Fix $a$ in $\mathbb R^2$. What is the locus of points $\{v : v \in \mathbb R^2$ and $v \cdot (v-a) = 0\}$?
Clearly, $0$ and $a$ are in this set, and no other multiple of $a$ is in the set. Beyond that, I'm having trouble characterizing it.
Update
Let $a = (p, q)$. Then:
$$x^2 + y^2 - px - qy = 0\\ (x - \frac{p}{2})^2 + (y - \frac{q}{2})^2 = r^2$$ where $r = \frac {\sqrt {p^2 + q^2}} 2.$ That is, a circle with center $a/2$ and radius $\|a\|/2$. Wow.
This obviously implies that $$(v−a/2)⋅(v−a/2)=a/2⋅a/2$$ defines the same circle, which makes sense, because the equation is stating: Take $v$, shift it by $a/2$, and its length squared must equal a constant (namely the length of $a/2$ squared).

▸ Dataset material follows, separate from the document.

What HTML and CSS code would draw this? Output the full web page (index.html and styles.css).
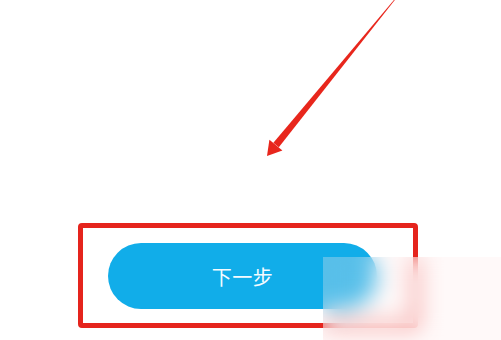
FILE: index.html
```html
<!DOCTYPE html>
<html lang="zh">
<head>
<meta charset="utf-8">
<link rel="stylesheet" href="styles.css">
</head>
<body>
<div class="page">
  <div class="highlight">
    <div class="next-btn">下一步</div>
  </div>
  <svg class="arrow" width="501" height="340" viewBox="0 0 501 340">
    <polygon fill="#e8261c" points="396.8,-2.5 395.2,-1.5 273.4,142.8 278.8,147.3"/>
    <polygon fill="#e8261c" points="267,156 269.4,139.8 282.4,150.5"/>
  </svg>
  <div class="blur-mark"></div>
</div>
</body>
</html>
```
FILE: styles.css
```css
html, body {
  margin: 0;
  padding: 0;
  background: #ffffff;
}
.page {
  position: relative;
  width: 501px;
  height: 340px;
  overflow: hidden;
  padding-top: 223px;
  box-sizing: border-box;
}
.highlight {
  margin-left: 78px;
  width: 340px;
  height: 105px;
  box-sizing: border-box;
  border: 5px solid #e5241d;
  border-radius: 4px;
  padding: 15px 36px 14px 25px;
}
.next-btn {
  height: 66px;
  border-radius: 33px;
  background: #11ade9;
  color: #f4fbff;
  font-family: "Noto Sans CJK SC", "Noto Sans", sans-serif;
  font-size: 20px;
  display: flex;
  align-items: center;
  justify-content: center;
  letter-spacing: 0.5px;
}
.arrow {
  position: absolute;
  left: 0;
  top: 0;
}
.blur-mark {
  position: absolute;
  left: 323px;
  top: 257px;
  width: 178px;
  height: 83px;
  backdrop-filter: blur(11px);
  background: rgba(255, 236, 236, 0.3);
}
```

I'm still struggling to "see" this in the original equation $v \cdot (v-2b) = 0$. Does it mean that the locus of points, that when translated by a constant have vectors orthogonal to the midpoint of the translation vector, is a circle? I can't (yet) see that geometrically.
Update
It's Thales' Theorem: If $a/2$ is the center, then $OA$ is a diameter, and $OV \perp AV$ for any $V$ on the circle:
Or, to put it differently: For any two distinct points $O, A$, a circle is the locus of points $V$ such that $OV \perp AV$. Then $OA$ is a diameter and $A/2$ the center.
You have answered your own question.
$0$ as a null vector does not occur here. It occurs as a scalar dot product.
The dot product is the statement of Thales thm in vector form. Vectors $(v,v-a)$ are orthogonal and the locus is a semi-circle containing all right angled triangle vertices. Only a single case is drawn.